The Debtor was the only witness to testify in support of confirming her plan. There was no independent evidence to support Debtor’s estimates of net revenue from her anticipated farming venture. Nor was independent evidence presented to support the value to be realized from the sale of Residence 2, even though nine of the twelve months had passed within which the property was to be sold as anticipated on the date that the Plan was proposed. Debtor testified that she received an offer on the property for $118,000 but no written contract was produced. There is no independent evidence before the court that the hoped-for infusion of funds in payment of the neighbor’s water usage will be forthcoming. The Plan, dated July 29, 2011, addresses $24,200 of outstanding taxes. Yet, the testimony established that during the pendency of this proceeding, the Debtor has not paid the September, 2011 school taxes nor the January, 2012 real property taxes, which further encumber the Property. Finally, the Debtor offered no evidence that the proposed length of term (30 years) for repaying NBT Bank’s secured debt and proposed interest rate (5%) comport with market standards for customary repayment of agricultural debt under similar circumstances.

NBT Bank presented the testimony of Mary Pulver who is a vice president at NBT Bank and has been involved in agricultural lending and financial related services since 1980. Ms. Pulver, who has been in the lending group underwriting loans to farmers and has worked "with agricultural credits in financial distress, was qualified as an expert. Based upon her review of the Debtor’s file, Ms. Pulver testified that Debtor’s payments on the outstanding Bank loans had been behind since the middle of 2005 and that from mid 2007, the loans were chronically past due. Ms. Pulver expressed the opinion that the proposed payout of the secured loan over 30 years at 5% annual interest was considerably below the parameters of customary lending practices. Based upon her experience in lending on what she characterized as a commercial, agricultural enterprise, Ms. Pulver testified that ten years might be considered short term, fifteen years might be average and that, occasionally, loans might go out for 20 years. Ms. Pulver was emphatic, however, that they would never be extended for a period of 30 years. Ms. Pulver further testified that 5% interest is far below what would be available on this kind of loan based upon the risk involved.

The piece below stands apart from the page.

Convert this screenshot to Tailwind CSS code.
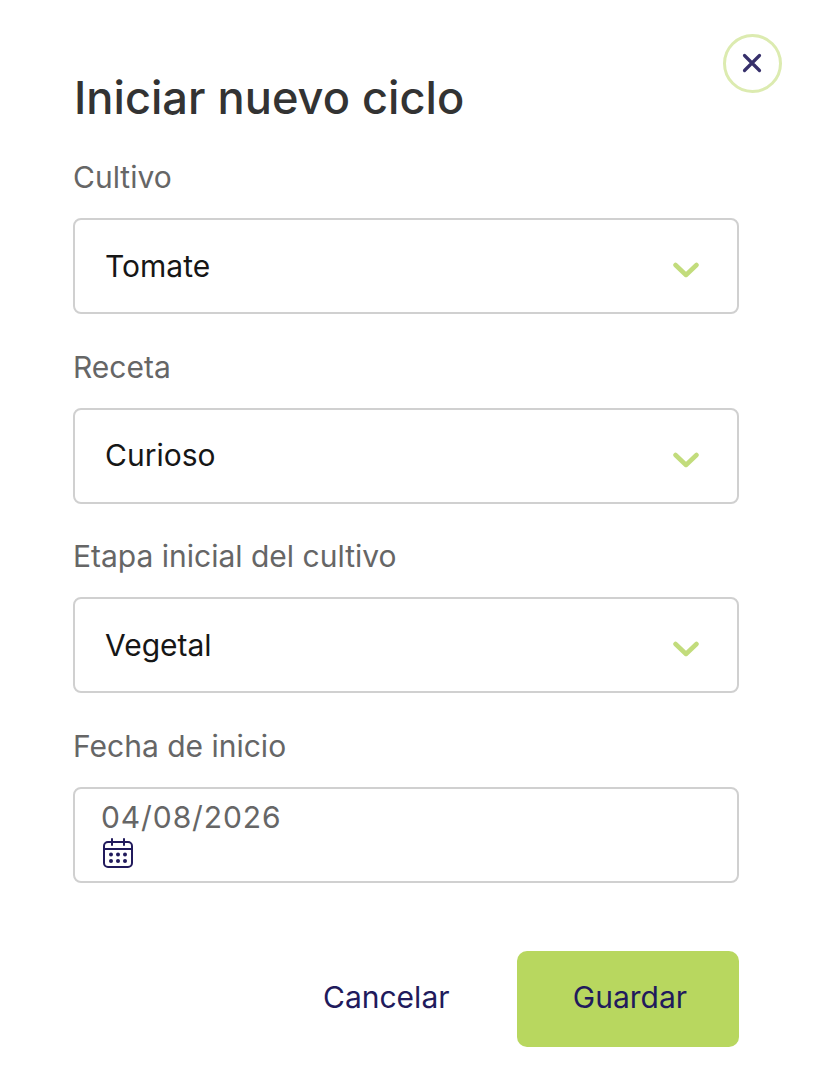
<!DOCTYPE html>
<html>
<head>
<meta charset="utf-8">
<script src="https://cdn.jsdelivr.net/npm/@tailwindcss/browser@4"></script>
</head>
<body class="bg-white font-['Inter',sans-serif]">
<div class="relative w-[822px] h-[1092px] pl-[73px] pr-[83px] pt-[70px] overflow-hidden">
  <button class="absolute left-[723px] top-[34px] w-[59px] h-[59px] rounded-full border-[3px] border-[#dcebb0] flex items-center justify-center">
    <svg width="22" height="22" viewBox="0 0 22 22" fill="none" stroke="#37306b" stroke-width="3.2" stroke-linecap="round" class="-ml-[2px] -mt-[2px]"><path d="M3.5 3.5 18.500 18.500M18.500 3.500 3.500 18.500"/></svg>
  </button>
  <h1 class="text-[45.200px] leading-[56px] font-medium text-[#333333] pl-[1px]">Iniciar nuevo ciclo</h1>
  <div class="mt-[32px] flex flex-col gap-[33.5px]">
    <div>
      <label class="block text-[30px] leading-[38px] text-[#666666]">Cultivo</label>
      <div class="mt-[22px] h-[96px] border-2 border-[#d0d0d0] rounded-[8px] pl-[30px] pr-[38px] flex items-center justify-between">
        <span class="text-[30px] text-[#161616]">Tomate</span>
        <svg width="26" height="16" viewBox="0 0 26 16" fill="none" stroke="#c2dc7c" stroke-width="4.5" stroke-linecap="round" stroke-linejoin="round" class="mt-[8px]"><path d="M2.5 3 13 13 23.5 3"/></svg>
      </div>
    </div>
    <div>
      <label class="block text-[30px] leading-[38px] text-[#666666]">Receta</label>
      <div class="mt-[22px] h-[96px] border-2 border-[#d0d0d0] rounded-[8px] pl-[30px] pr-[38px] flex items-center justify-between">
        <span class="text-[30px] text-[#161616]">Curioso</span>
        <svg width="26" height="16" viewBox="0 0 26 16" fill="none" stroke="#c2dc7c" stroke-width="4.5" stroke-linecap="round" stroke-linejoin="round" class="mt-[8px]"><path d="M2.5 3 13 13 23.5 3"/></svg>
      </div>
    </div>
    <div>
      <label class="block text-[30px] leading-[38px] text-[#666666]">Etapa inicial del cultivo</label>
      <div class="mt-[22px] h-[96px] border-2 border-[#d0d0d0] rounded-[8px] pl-[30px] pr-[38px] flex items-center justify-between">
        <span class="text-[30px] text-[#161616]">Vegetal</span>
        <svg width="26" height="16" viewBox="0 0 26 16" fill="none" stroke="#c2dc7c" stroke-width="4.5" stroke-linecap="round" stroke-linejoin="round" class="mt-[8px]"><path d="M2.5 3 13 13 23.5 3"/></svg>
      </div>
    </div>
    <div>
      <label class="block text-[30px] leading-[38px] text-[#666666]">Fecha de inicio</label>
      <div class="mt-[22px] h-[96px] border-2 border-[#d0d0d0] rounded-[8px] pl-[26px] pt-[10px] flex flex-col items-start">
        <span class="text-[30px] leading-[36px] tracking-[0.9px] text-[#666666]">04/08/2026</span>
        <svg width="32" height="32" viewBox="0 0 32 32" fill="none" stroke="#211a5c" stroke-width="2" stroke-linecap="round" class="mt-[2px] ml-[1px]">
          <rect x="2" y="5" width="28" height="25" rx="4"/>
          <path d="M2 12H30M10 2V8M22 2V8"/>
          <g fill="#211a5c" stroke="none">
            <circle cx="9" cy="17.500" r="2"/><circle cx="16" cy="17.500" r="2"/><circle cx="23" cy="17.500" r="2"/>
            <circle cx="9" cy="24" r="2"/><circle cx="16" cy="24" r="2"/><circle cx="23" cy="24" r="2"/>
          </g>
        </svg>
      </div>
    </div>
  </div>
  <div class="absolute left-[323px] top-[951px] flex items-center">
    <span class="text-[30px] text-[#211a5c] w-[194px] pb-[4px]">Cancelar</span>
    <button class="w-[222px] h-[96px] bg-[#b8d75f] rounded-[10px] text-[30px] text-[#211a5c] pl-[4px] pb-[4px]">Guardar</button>
  </div>
</div>
</body>
</html>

In evaluating the Plan, Ms. Pulver testified that when dealing with crop farmers and the feasibility of a proposal that has a retail component, one looks for specific details in a business plan that include a budget, a marketing plan and a history with some past track record, none of which is present here. In order to mitigate the risk of a single crop failing; Ms. Pulver further testified that other seasonal crops should be planted throughout the year. Crop insurance would also be required which Pulver did not believe was available for pumpkins. In Ms. Pulver’s opinion, the proposed operation was more of a “hobby” farm for which the likelihood of obtaining a loan would be nil and that the enterprise and other proposed income would be insufficient to service the debt. The Bank introduced four alternative budgets (Exhibits A-D), all of which incorpo*138rated a $10,000 line item for repair and maintenance/upkeep costs of the property both on the Debtor’s terms and, alternatively, with secured Bank debt repaid over 15 years at 7% interest. The projections all yielded a negative cash flow and did not account for expenses of transportation, fuel, clothing or food. The $10,000 maintenance/upkeep allotment represents 1.7% of the Property value; Ms. Pulver testified that normally one would budget that annual cost at 3 to 4 per cent of property value.

Objections to Confirmation

The Trustee objects to the feasibility of Debtor’s Plan based upon the asserted inability of the Debtor to make the payments called for and the insufficiency of the payments to fund the Plan. The Trustee further alleges that the Debtor has failed to make any of the proposed plan payments to date.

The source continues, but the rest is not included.